• The Hub

    News, Notes, Talk

    Here’s what’s making us happy this week.

    Brittany Allen

    August 22, 2025, 12:22pm

    This week, we’re calling all flâneurs. We’re striding—sometimes jumping—into new worlds, or finding fresh gold in the familiar. We’re probing pole ends of the AM dial, and trawling the archive. It’s an August for discovery. 

    Last week, Calvin Kasulke got an amateur radio license. Now he highly recommends taking up a niche hobby and developing a skill for its own sake. This week our resident deejay is enjoying this map of all the Pirate Radio stations in Brooklyn.

    Speaking of maps, James Folta has also been exploring. In the 1940s, the WPA and NYC’s Tax Department sent photographers out to document most of the city’s buildings. These images were digitized a few years back, but recently a whole site of outtakes went live.

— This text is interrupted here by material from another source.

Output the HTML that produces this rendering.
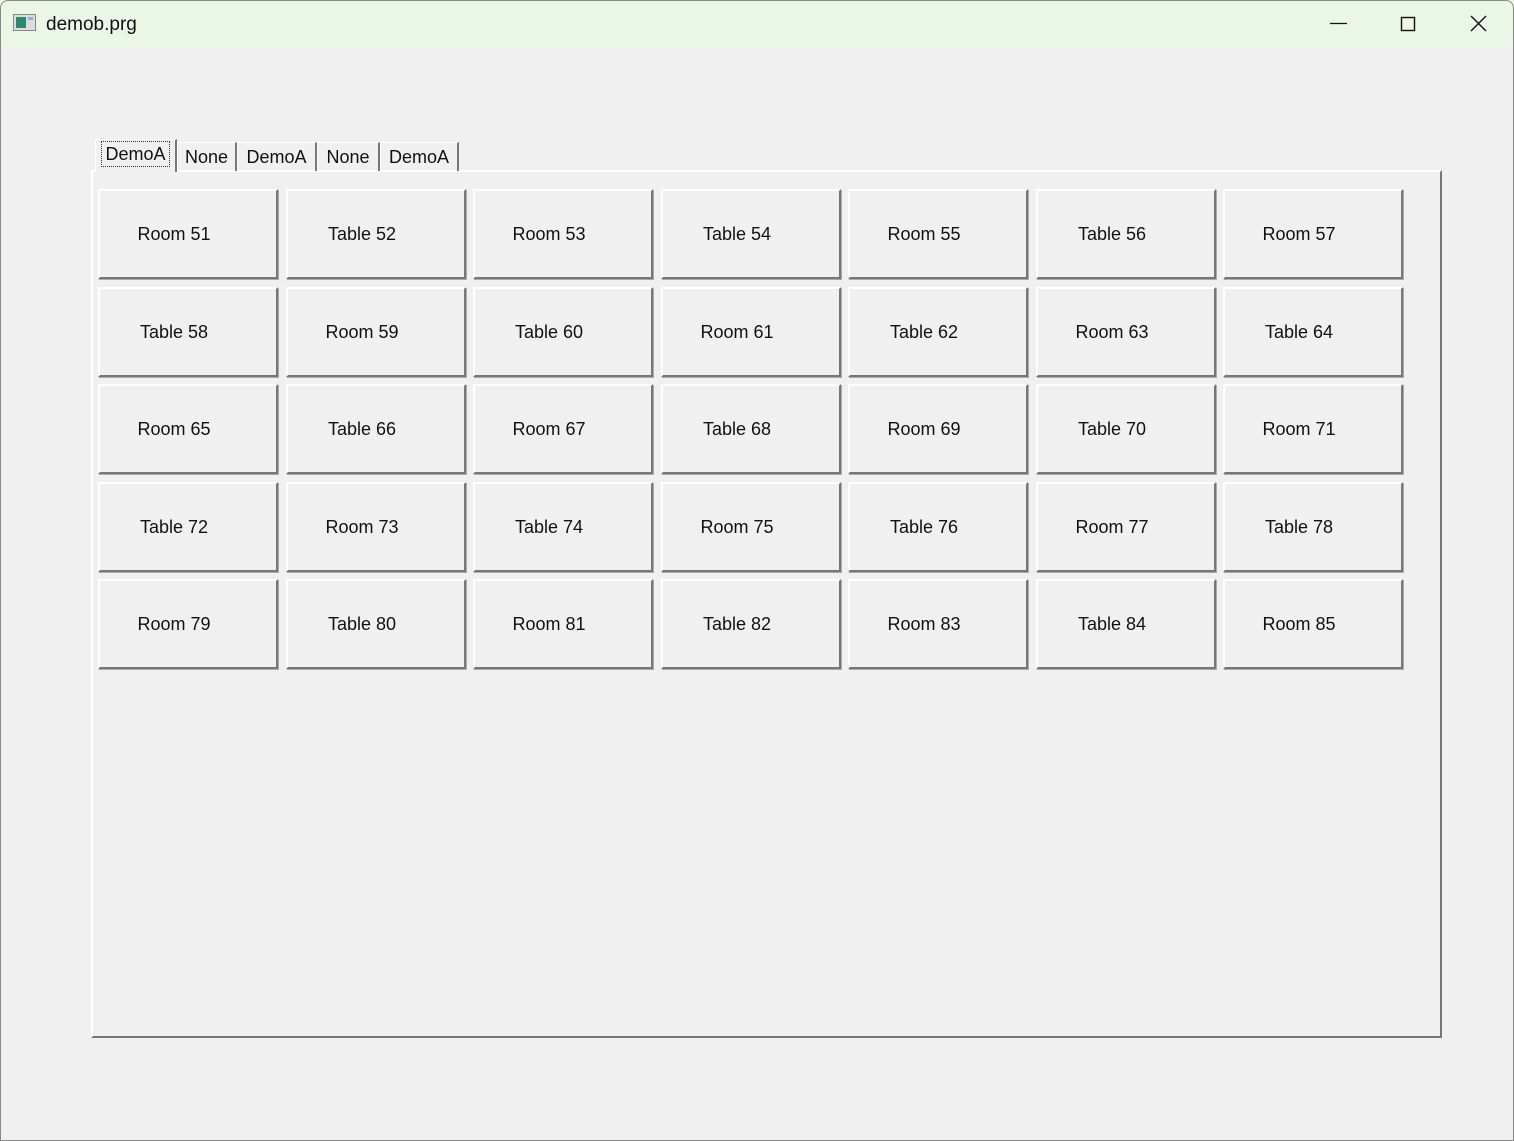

    In addition to making great fodder for urban spelunkers, the photos carry their own curious history. “A lot of them are hole-punched,” notes James. Which was a fun mid-century technique to render a pic unpublishable.

    When it comes to walking, Jonny Diamond’s toddler is done with small steps. A certain two year old just learned to jump. “Seriously, both feet off the ground is a big deal for first timers,” says our editor. And for the witness? “It’s a delight.”

    Drew Broussard is exploring an old familiar. This week he’s celebrating the 25th anniversary of “one of the inarguably top-ten-best-ever websites,” Homestarrunner.com. They say you can’t step in the same river twice, but you can in fact go back to a website.

    This week I, Brittany Allen, am also in the back catalog. I recently discovered that many choice episodes of MTV’s Unplugged are available for streaming on Paramount Plus. With thanks to the anonymous family member whose login facilitated this discovery, I am here to tell a thousand acquaintances—some 33 years late—that I’m sorry for my belligerence before, at that party, re: that playlist. I think I finally get R.E.M. now.

    In the 2001 episode shot above Times Square, the poet Michael Stipe sits regal in a Victorian skirt and peppers Automatic for the People and Reveal songs with a rant about George Bush’s nuclear energy policy. (This one was shot before September.) It’s quietly transporting, and the songs bop.

    Really, this whole series is just a nice reminder that live music can be captured onscreen. The gauzy, dark concerts from (famously) Nirvana, Sinéad O’Connor, and Alicia Keys render the operatic intimate, and highlight good tunes in a way stadium polish just can’t. I wish unplugged life was still common practice. But in the meantime we have NPR’s Tiny Desk Concerts, and plenty to revisit.

    Wishing you a weekend of big leaps and bounds, scavenger hunting, and found treasure.